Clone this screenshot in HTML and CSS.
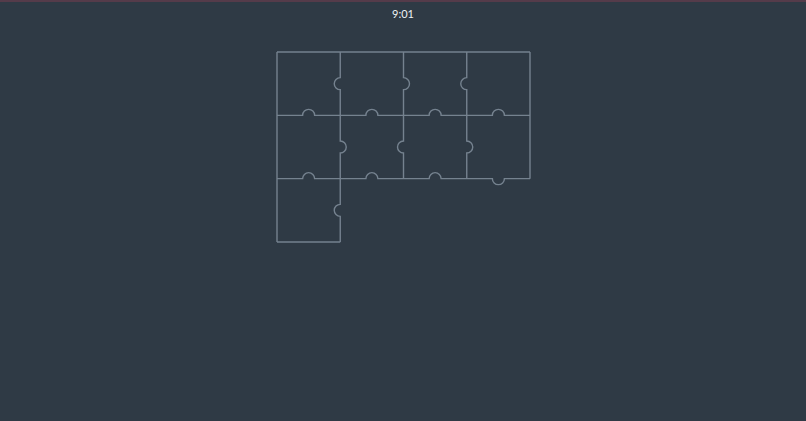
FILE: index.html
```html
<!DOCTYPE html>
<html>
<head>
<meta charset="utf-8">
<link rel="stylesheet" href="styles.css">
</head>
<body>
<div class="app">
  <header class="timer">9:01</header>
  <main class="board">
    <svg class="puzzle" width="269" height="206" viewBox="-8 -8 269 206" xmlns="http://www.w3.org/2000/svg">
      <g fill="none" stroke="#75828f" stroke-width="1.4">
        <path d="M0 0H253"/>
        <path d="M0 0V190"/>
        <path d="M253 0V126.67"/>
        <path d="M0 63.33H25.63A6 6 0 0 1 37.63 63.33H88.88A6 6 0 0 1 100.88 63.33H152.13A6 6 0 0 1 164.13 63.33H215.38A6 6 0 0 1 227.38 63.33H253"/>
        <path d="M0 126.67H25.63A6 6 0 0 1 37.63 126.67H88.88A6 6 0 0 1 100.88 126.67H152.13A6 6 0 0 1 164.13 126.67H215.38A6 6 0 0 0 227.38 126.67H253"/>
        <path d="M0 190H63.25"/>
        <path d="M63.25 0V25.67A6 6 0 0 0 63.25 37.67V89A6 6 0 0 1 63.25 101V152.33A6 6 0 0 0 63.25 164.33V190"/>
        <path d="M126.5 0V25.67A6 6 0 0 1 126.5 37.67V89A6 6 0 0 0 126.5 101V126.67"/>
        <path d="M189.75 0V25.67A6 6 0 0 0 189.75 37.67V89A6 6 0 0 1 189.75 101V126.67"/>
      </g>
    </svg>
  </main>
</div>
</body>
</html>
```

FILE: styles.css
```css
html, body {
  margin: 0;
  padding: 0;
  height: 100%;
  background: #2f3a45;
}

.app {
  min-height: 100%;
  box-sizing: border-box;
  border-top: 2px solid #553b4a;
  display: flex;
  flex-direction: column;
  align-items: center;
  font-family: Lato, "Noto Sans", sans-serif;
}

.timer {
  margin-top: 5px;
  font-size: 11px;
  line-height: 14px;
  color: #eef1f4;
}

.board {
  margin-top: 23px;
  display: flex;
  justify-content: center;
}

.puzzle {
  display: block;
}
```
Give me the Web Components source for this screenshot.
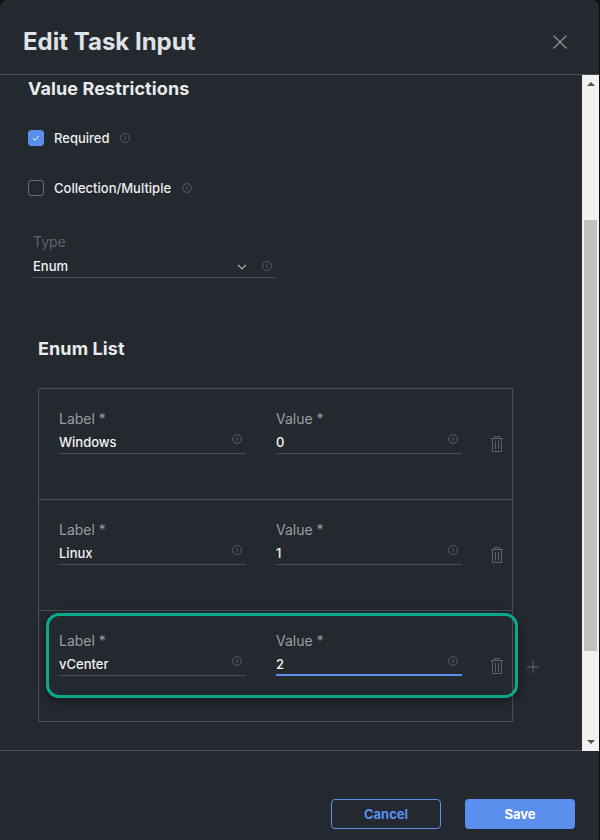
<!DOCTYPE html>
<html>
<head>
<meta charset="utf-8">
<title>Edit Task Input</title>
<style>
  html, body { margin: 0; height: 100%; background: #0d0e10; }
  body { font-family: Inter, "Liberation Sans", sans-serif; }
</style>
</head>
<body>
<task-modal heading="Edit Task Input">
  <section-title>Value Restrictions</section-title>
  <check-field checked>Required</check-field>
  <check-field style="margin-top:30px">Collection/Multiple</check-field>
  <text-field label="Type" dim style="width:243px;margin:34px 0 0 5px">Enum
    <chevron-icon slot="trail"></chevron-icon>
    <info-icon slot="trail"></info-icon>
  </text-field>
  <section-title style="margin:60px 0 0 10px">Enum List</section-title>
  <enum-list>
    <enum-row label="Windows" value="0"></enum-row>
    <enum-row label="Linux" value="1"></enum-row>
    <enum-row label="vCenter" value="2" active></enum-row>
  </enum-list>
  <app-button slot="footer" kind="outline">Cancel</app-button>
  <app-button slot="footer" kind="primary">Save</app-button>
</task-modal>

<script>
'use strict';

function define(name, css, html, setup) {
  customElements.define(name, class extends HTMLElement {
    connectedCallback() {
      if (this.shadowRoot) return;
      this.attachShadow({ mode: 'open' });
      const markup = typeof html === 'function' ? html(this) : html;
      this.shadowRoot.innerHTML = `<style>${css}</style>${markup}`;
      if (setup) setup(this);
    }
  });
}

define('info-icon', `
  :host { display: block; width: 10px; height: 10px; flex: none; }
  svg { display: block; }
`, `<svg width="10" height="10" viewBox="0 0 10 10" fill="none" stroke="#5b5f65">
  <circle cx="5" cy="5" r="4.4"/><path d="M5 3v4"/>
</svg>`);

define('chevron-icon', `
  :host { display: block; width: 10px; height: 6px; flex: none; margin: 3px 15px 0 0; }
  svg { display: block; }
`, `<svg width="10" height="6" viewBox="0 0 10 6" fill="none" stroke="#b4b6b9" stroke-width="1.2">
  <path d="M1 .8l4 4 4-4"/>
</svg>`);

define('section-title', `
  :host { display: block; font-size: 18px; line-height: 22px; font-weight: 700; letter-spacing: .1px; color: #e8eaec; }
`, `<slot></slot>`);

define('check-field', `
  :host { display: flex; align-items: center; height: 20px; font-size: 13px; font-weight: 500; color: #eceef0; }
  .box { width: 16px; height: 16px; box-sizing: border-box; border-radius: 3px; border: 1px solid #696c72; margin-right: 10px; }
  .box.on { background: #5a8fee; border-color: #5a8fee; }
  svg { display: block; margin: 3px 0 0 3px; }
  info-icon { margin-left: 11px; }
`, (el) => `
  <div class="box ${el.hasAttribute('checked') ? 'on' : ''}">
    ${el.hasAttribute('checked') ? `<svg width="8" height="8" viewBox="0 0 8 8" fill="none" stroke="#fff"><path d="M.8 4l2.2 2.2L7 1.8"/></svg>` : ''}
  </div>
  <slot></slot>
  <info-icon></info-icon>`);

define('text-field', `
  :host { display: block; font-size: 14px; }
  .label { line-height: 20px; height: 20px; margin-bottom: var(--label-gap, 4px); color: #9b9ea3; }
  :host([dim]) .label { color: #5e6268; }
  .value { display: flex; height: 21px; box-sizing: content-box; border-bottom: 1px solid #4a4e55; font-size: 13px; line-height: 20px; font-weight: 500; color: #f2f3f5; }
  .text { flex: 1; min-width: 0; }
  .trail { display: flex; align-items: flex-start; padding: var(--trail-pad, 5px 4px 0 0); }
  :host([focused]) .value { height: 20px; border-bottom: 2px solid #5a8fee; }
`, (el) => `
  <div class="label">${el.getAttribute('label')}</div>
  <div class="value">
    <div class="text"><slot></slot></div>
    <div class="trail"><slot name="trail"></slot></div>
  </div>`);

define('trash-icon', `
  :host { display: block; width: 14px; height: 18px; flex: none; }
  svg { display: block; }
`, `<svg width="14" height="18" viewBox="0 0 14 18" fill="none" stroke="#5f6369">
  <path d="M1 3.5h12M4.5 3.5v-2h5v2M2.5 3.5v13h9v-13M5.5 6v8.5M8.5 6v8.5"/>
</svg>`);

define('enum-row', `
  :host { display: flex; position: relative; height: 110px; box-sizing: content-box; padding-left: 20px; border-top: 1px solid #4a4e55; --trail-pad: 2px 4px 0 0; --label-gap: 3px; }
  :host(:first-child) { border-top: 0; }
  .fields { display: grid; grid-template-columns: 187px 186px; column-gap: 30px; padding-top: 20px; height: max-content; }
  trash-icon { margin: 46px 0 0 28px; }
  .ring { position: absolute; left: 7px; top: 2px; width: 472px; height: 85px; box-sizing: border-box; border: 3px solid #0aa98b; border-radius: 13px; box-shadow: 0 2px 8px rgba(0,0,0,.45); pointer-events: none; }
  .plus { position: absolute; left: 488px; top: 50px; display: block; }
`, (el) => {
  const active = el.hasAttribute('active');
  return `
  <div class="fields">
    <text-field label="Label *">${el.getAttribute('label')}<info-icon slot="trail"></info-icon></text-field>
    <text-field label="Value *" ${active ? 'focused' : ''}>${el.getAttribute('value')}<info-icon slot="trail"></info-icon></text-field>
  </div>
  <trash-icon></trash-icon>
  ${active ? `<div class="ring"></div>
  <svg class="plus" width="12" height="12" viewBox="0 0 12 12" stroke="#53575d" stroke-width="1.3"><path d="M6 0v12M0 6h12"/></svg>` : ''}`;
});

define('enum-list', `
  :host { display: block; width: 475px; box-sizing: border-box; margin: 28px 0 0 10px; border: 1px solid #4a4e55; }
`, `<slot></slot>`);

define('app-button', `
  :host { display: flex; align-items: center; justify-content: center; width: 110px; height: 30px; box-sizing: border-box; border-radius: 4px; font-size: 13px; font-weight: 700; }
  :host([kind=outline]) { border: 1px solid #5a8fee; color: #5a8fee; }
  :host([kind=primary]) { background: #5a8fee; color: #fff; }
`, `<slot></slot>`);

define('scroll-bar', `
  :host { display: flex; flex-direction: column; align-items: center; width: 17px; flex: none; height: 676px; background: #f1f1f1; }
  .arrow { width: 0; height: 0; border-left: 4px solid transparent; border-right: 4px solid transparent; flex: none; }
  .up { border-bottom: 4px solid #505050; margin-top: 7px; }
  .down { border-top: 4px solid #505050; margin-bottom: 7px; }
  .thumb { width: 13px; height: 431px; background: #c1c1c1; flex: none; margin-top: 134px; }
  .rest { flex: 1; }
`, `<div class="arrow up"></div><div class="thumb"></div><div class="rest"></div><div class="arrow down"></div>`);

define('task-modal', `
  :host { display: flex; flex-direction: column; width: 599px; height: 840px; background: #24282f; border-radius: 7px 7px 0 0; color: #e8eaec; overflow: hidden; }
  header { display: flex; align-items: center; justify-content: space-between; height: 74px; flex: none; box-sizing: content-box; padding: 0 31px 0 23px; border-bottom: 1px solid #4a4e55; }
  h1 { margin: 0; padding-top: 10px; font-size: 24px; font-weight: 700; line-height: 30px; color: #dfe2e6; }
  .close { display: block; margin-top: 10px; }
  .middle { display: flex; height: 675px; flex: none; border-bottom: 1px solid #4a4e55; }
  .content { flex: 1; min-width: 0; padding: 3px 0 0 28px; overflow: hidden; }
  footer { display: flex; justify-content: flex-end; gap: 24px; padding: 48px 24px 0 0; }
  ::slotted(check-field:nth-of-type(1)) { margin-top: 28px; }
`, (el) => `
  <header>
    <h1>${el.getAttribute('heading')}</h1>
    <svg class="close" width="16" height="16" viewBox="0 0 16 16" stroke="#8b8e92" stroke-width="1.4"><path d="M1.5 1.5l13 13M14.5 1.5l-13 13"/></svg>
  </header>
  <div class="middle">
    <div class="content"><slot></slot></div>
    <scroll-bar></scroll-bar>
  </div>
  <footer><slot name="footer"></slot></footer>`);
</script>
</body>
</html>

-=-=-=-=-

(What is asked): State the count of lines with the word "this" in them, and write nothing else.

(Finished exercise): 7